*** AVAILABLE RECORDS

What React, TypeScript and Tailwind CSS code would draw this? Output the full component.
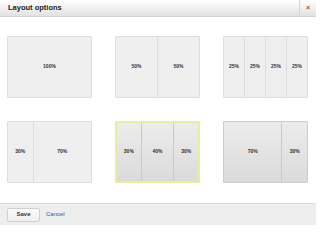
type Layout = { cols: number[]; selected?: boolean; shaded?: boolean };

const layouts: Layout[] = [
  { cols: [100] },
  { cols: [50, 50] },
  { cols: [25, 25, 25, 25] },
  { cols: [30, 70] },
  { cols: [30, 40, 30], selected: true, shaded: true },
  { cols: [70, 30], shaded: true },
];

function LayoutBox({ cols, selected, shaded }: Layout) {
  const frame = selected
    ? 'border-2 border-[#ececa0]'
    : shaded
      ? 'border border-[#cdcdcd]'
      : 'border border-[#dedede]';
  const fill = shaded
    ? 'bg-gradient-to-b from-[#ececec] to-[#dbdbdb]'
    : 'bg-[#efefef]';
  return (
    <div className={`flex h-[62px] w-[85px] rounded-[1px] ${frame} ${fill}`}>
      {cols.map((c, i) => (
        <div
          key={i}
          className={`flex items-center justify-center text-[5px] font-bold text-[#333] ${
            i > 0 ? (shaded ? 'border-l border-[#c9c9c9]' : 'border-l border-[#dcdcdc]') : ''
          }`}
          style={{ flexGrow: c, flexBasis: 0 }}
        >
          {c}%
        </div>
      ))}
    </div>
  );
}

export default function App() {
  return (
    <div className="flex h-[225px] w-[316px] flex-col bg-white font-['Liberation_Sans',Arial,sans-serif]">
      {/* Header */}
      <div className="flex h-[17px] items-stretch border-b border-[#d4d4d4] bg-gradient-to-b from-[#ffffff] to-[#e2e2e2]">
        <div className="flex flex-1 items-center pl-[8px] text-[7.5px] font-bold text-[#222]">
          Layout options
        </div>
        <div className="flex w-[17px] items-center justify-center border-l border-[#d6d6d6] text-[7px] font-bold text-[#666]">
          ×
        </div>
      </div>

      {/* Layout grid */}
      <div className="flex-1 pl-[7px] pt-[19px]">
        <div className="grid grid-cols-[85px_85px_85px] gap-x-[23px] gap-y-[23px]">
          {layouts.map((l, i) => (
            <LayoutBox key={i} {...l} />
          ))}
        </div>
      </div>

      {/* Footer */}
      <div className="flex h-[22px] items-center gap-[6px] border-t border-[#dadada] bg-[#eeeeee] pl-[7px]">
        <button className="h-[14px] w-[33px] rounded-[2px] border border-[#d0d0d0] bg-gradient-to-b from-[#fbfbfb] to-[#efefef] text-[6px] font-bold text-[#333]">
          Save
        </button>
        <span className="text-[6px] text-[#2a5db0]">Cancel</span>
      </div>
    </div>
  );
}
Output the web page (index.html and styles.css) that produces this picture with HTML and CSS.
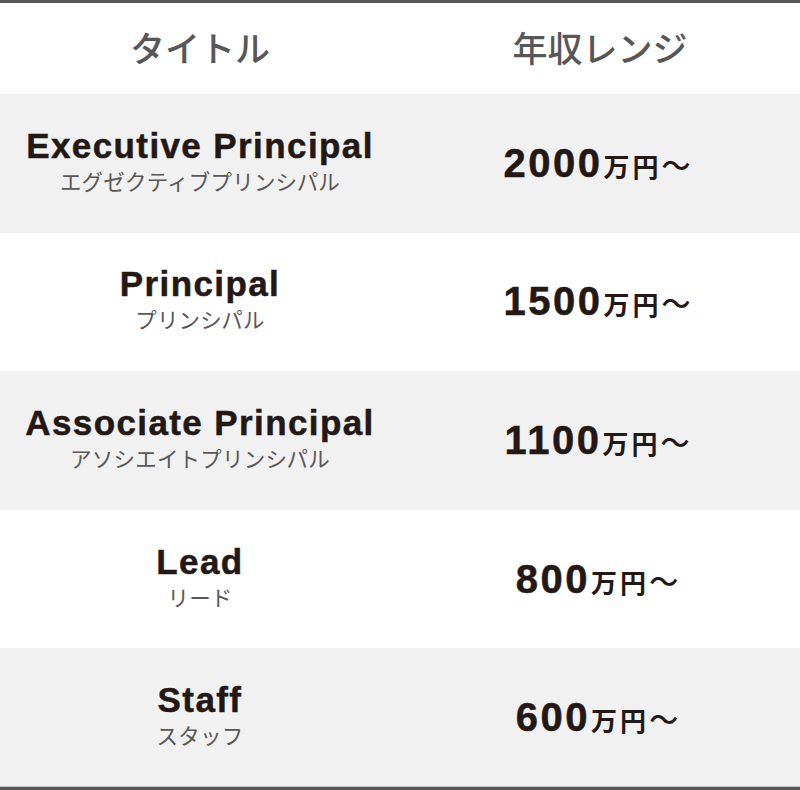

******

=== OBJECTIVE ===
Every record must be copied exactly, with images dropped from the result.

=== TASK OUTPUT ===
What React, TypeScript and Tailwind CSS code would draw this? Output the full component.
type Layout = { cols: number[]; selected?: boolean; shaded?: boolean };

const layouts: Layout[] = [
  { cols: [100] },
  { cols: [50, 50] },
  { cols: [25, 25, 25, 25] },
  { cols: [30, 70] },
  { cols: [30, 40, 30], selected: true, shaded: true },
  { cols: [70, 30], shaded: true },
];

function LayoutBox({ cols, selected, shaded }: Layout) {
  const frame = selected
    ? 'border-2 border-[#ececa0]'
    : shaded
      ? 'border border-[#cdcdcd]'
      : 'border border-[#dedede]';
  const fill = shaded
    ? 'bg-gradient-to-b from-[#ececec] to-[#dbdbdb]'
    : 'bg-[#efefef]';
  return (
    <div className={`flex h-[62px] w-[85px] rounded-[1px] ${frame} ${fill}`}>
      {cols.map((c, i) => (
        <div
          key={i}
          className={`flex items-center justify-center text-[5px] font-bold text-[#333] ${
            i > 0 ? (shaded ? 'border-l border-[#c9c9c9]' : 'border-l border-[#dcdcdc]') : ''
          }`}
          style={{ flexGrow: c, flexBasis: 0 }}
        >
          {c}%
        </div>
      ))}
    </div>
  );
}

export default function App() {
  return (
    <div className="flex h-[225px] w-[316px] flex-col bg-white font-['Liberation_Sans',Arial,sans-serif]">
      {/* Header */}
      <div className="flex h-[17px] items-stretch border-b border-[#d4d4d4] bg-gradient-to-b from-[#ffffff] to-[#e2e2e2]">
        <div className="flex flex-1 items-center pl-[8px] text-[7.5px] font-bold text-[#222]">
          Layout options
        </div>
        <div className="flex w-[17px] items-center justify-center border-l border-[#d6d6d6] text-[7px] font-bold text-[#666]">
          ×
        </div>
      </div>

      {/* Layout grid */}
      <div className="flex-1 pl-[7px] pt-[19px]">
        <div className="grid grid-cols-[85px_85px_85px] gap-x-[23px] gap-y-[23px]">
          {layouts.map((l, i) => (
            <LayoutBox key={i} {...l} />
          ))}
        </div>
      </div>

      {/* Footer */}
      <div className="flex h-[22px] items-center gap-[6px] border-t border-[#dadada] bg-[#eeeeee] pl-[7px]">
        <button className="h-[14px] w-[33px] rounded-[2px] border border-[#d0d0d0] bg-gradient-to-b from-[#fbfbfb] to-[#efefef] text-[6px] font-bold text-[#333]">
          Save
        </button>
        <span className="text-[6px] text-[#2a5db0]">Cancel</span>
      </div>
    </div>
  );
}
Output the web page (index.html and styles.css) that produces this picture with HTML and CSS.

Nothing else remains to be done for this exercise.